Front-end source files
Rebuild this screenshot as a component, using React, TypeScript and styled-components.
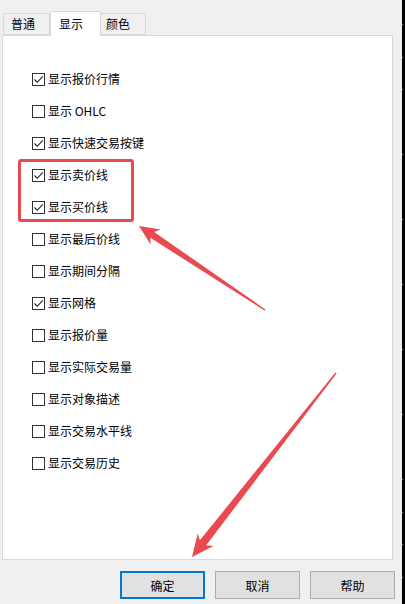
import React from 'react';
import styled, { createGlobalStyle } from 'styled-components';

const GlobalStyle = createGlobalStyle`
  html, body {
    margin: 0;
    padding: 0;
    width: 405px;
    height: 604px;
    overflow: hidden;
    background: #f0f0f0;
  }
  body {
    font-family: "Noto Sans CJK SC", "Microsoft YaHei", sans-serif;
    font-size: 12px;
    color: #000;
  }
`;

interface IOption {
  label: string;
  checked: boolean;
}

const options: IOption[] = [
  { label: '显示报价行情', checked: true },
  { label: '显示 OHLC', checked: false },
  { label: '显示快速交易按键', checked: true },
  { label: '显示卖价线', checked: true },
  { label: '显示买价线', checked: true },
  { label: '显示最后价线', checked: false },
  { label: '显示期间分隔', checked: false },
  { label: '显示网格', checked: true },
  { label: '显示报价量', checked: false },
  { label: '显示实际交易量', checked: false },
  { label: '显示对象描述', checked: false },
  { label: '显示交易水平线', checked: false },
  { label: '显示交易历史', checked: false },
];

const tabs = [
  { label: '普通', width: 47, pad: 7 },
  { label: '显示', width: 51, pad: 8, active: true },
  { label: '颜色', width: 45, pad: 5 },
];

const CheckMark: React.FC = () => (
  <svg width="11" height="11" viewBox="0 0 11 11">
    <polyline points="1.5,5.5 4.3,8.3 9.8,2.3" fill="none" stroke="#222" strokeWidth="1.1" />
  </svg>
);

export default function App() {
  return (
    <>
      <GlobalStyle />
      <Screen>
        <Dialog>
          <TabBar>
            {tabs.map((t) => (
              <Tab key={t.label} $active={!!t.active} $width={t.width} $pad={t.pad}>
                {t.label}
              </Tab>
            ))}
          </TabBar>
          <Panel>
            <OptionList>
              {options.map((o) => (
                <OptionRow key={o.label}>
                  <Box>{o.checked && <CheckMark />}</Box>
                  <OptionLabel>{o.label}</OptionLabel>
                </OptionRow>
              ))}
            </OptionList>
          </Panel>
          <Footer>
            <Button $primary>确定</Button>
            <Button>取消</Button>
            <Button>帮助</Button>
          </Footer>
        </Dialog>
        <EdgeStrip />

        <Highlight />
        <Arrows width="405" height="604" viewBox="0 0 405 604">
          <polygon
            fill="#e84a4f"
            points="139,226 160.6,229.6 154.2,232 265.4,309.4 264.6,310.6 150.4,237.8 150.6,244.6"
          />
          <polygon
            fill="#e84a4f"
            points="192,557 197.7,533.5 199.9,540.3 335.4,372.6 336.6,373.4 206.2,545.3 213.5,545.9"
          />
        </Arrows>
      </Screen>
    </>
  );
}

const Screen = styled.div`
  position: relative;
  width: 405px;
  height: 604px;
  display: flex;
  flex-direction: row;
  background: #f0f0f0;
`;

const Dialog = styled.div`
  width: 402px;
  display: flex;
  flex-direction: column;
  padding-top: 11px;
  box-sizing: border-box;
`;

const EdgeStrip = styled.div`
  width: 3px;
  height: 100%;
  background-color: #000;
  background-image: repeating-linear-gradient(
    to bottom,
    transparent 0,
    transparent 24px,
    #8a8a8a 24px,
    #8a8a8a 25px,
    transparent 25px,
    transparent 32.5px
  );
  background-size: 1px 100%;
  background-repeat: no-repeat;
`;

const TabBar = styled.div`
  display: flex;
  align-items: flex-end;
  height: 24px;
  margin-left: 3px;
  position: relative;
  z-index: 1;
`;

const Tab = styled.div<{ $active: boolean; $width: number; $pad: number }>`
  box-sizing: border-box;
  width: ${(p) => p.$width}px;
  height: ${(p) => (p.$active ? 25 : 22)}px;
  padding-left: ${(p) => p.$pad}px;
  margin-bottom: ${(p) => (p.$active ? -1 : 0)}px;
  display: flex;
  align-items: center;
  background: ${(p) => (p.$active ? '#fff' : '#f0f0f0')};
  border: 1px solid #d9d9d9;
  border-bottom: ${(p) => (p.$active ? 'none' : '1px solid #d9d9d9')};
  border-left: ${(p) => (p.$active ? '1px solid #d9d9d9' : 'none')};
  &:first-child {
    border-left: 1px solid #d9d9d9;
  }
  &:last-child {
    border-left: none;
  }
  font-size: 12px;
  line-height: 1;
`;

const Panel = styled.div`
  box-sizing: border-box;
  width: 391px;
  height: 525px;
  margin-left: 2px;
  background: #fff;
  border: 1px solid #d9d9d9;
`;

const OptionList = styled.div`
  display: flex;
  flex-direction: column;
  padding: 27px 0 0 29px;
`;

const OptionRow = styled.div`
  height: 32px;
  display: flex;
  align-items: center;
  gap: 3px;
`;

const Box = styled.span`
  box-sizing: border-box;
  width: 13px;
  height: 13px;
  border: 1px solid #333;
  background: #fff;
  display: flex;
  align-items: center;
  justify-content: center;
`;

const OptionLabel = styled.span`
  font-size: 12px;
  line-height: 1;
  color: #000;
`;

const Footer = styled.div`
  display: flex;
  justify-content: flex-end;
  gap: 10px;
  margin-top: 11px;
  padding-right: 7px;
`;

const Button = styled.button<{ $primary?: boolean }>`
  box-sizing: border-box;
  width: 85px;
  height: 28px;
  background: #e1e1e1;
  border: ${(p) => (p.$primary ? '2px solid #0078d7' : '1px solid #adadad')};
  font-family: "Noto Sans CJK SC", "Microsoft YaHei", sans-serif;
  font-size: 12px;
  color: #000;
  padding: 0;
`;

const Highlight = styled.div`
  position: absolute;
  left: 18px;
  top: 159px;
  width: 116px;
  height: 63px;
  box-sizing: border-box;
  border: 3px solid #e84a4f;
  border-radius: 3px;
  pointer-events: none;
`;

const Arrows = styled.svg`
  position: absolute;
  left: 0;
  top: 0;
  pointer-events: none;
`;
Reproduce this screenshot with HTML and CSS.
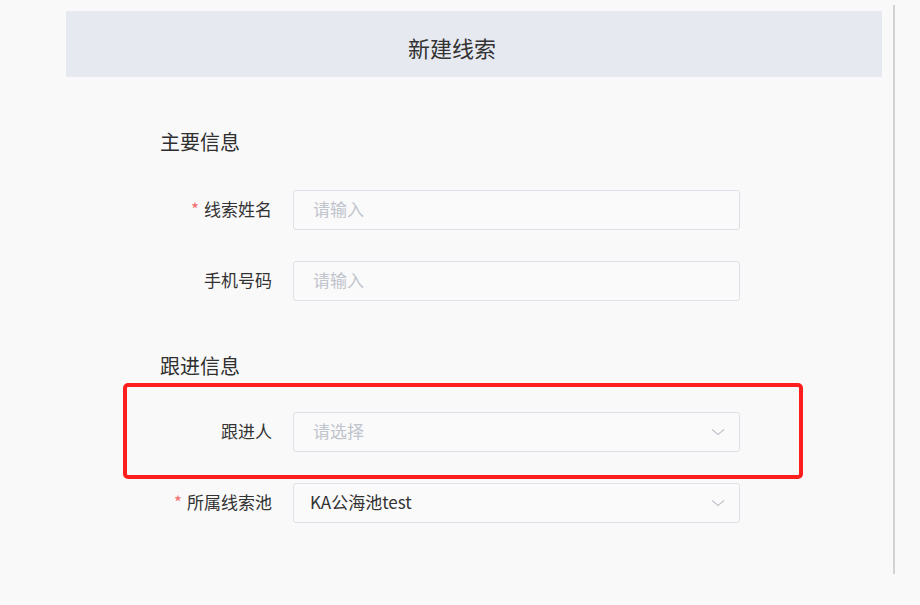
FILE: index.html
```html
<!DOCTYPE html>
<html lang="zh-CN">
<head>
    <meta charset="UTF-8">
    <meta name="viewport" content="width=device-width, initial-scale=1.0">
    <title>新建线索</title>
    <link rel="stylesheet" href="styles.css">
</head>
<body>

    <div class="panel">
        <div class="panel-header">
            <h1 class="title">新建线索</h1>
        </div>

        <div class="form">
            <h2 class="section-title">主要信息</h2>

            <div class="form-row">
                <label class="form-label"><span class="required">*</span>线索姓名</label>
                <div class="input">
                    <span class="placeholder">请输入</span>
                </div>
            </div>

            <div class="form-row">
                <label class="form-label">手机号码</label>
                <div class="input">
                    <span class="placeholder">请输入</span>
                </div>
            </div>

            <h2 class="section-title section-gap">跟进信息</h2>

            <div class="form-row">
                <label class="form-label">跟进人</label>
                <div class="input select">
                    <span class="placeholder">请选择</span>
                    <svg class="arrow" width="14" height="8" viewBox="0 0 14 8">
                        <path d="M1 1.5 L7 6.5 L13 1.5" fill="none" stroke="#c0c4cc" stroke-width="1.2"/>
                    </svg>
                </div>
            </div>

            <div class="form-row">
                <label class="form-label"><span class="required">*</span>所属线索池</label>
                <div class="input select">
                    <span class="value">KA公海池test</span>
                    <svg class="arrow" width="14" height="8" viewBox="0 0 14 8">
                        <path d="M1 1.5 L7 6.5 L13 1.5" fill="none" stroke="#c0c4cc" stroke-width="1.2"/>
                    </svg>
                </div>
            </div>
        </div>
    </div>

    <!-- annotation box drawn over the 跟进人 row -->
    <div class="highlight"></div>

</body>
</html>
```

FILE: styles.css
```css
* {
    margin: 0;
    padding: 0;
    box-sizing: border-box;
}

body {
    font-family: 'Noto Sans CJK SC', 'Noto Sans', sans-serif;
    background: #f9f9f9;
    color: #333;
    position: relative;
    width: 920px;
    height: 605px;
    overflow: hidden;
}

.panel {
    margin: 5px 0 0 10px;
    width: 885px;
    height: 569px;
    border-right: 2px solid #d2d2d2;
    padding-top: 6px;
}

.panel-header {
    margin: 0 11px 0 56px;
    height: 66px;
    background: #e7e9f0;
    display: flex;
    justify-content: center;
    align-items: center;
    padding: 6px 44px 0 0;
}

.title {
    font-size: 22px;
    font-weight: normal;
    color: #333;
    line-height: 30px;
}

.form {
    padding: 51px 0 0 150px;
}

.section-title {
    font-size: 20px;
    font-weight: normal;
    color: #2f2f2f;
    line-height: 28px;
    margin-bottom: 34px;
}

.section-gap {
    margin-top: 51px;
    margin-bottom: 32px;
}

.form-row {
    display: flex;
    align-items: center;
    height: 40px;
    margin-bottom: 31px;
}

.form-label {
    width: 133px;
    padding: 0 21px 3px 0;
    text-align: right;
    font-size: 17px;
    color: #333;
    white-space: nowrap;
}

.required {
    color: #f56c6c;
    margin-right: 5px;
}

.input {
    width: 447px;
    height: 40px;
    border: 1px solid #dfe1e8;
    border-radius: 3px;
    background: #fafafa;
    display: flex;
    align-items: center;
    padding: 0 14px 3px 19px;
    font-size: 17px;
}

.placeholder {
    color: #c0c4cc;
}

.value {
    color: #333;
    margin-left: -3px;
}

.select {
    justify-content: space-between;
}

.arrow {
    margin-top: 3px;
}

.highlight {
    position: absolute;
    left: 123px;
    top: 383px;
    width: 680px;
    height: 96px;
    border: 4px solid #fe1e1e;
    border-radius: 5px;
}
```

● **EXERCISE GOAL**: Copy all lines from the data that hold the word "screenshot".

● **EXPECTED ANSWER**:
Rebuild this screenshot as a component, using React, TypeScript and styled-components.
Reproduce this screenshot with HTML and CSS.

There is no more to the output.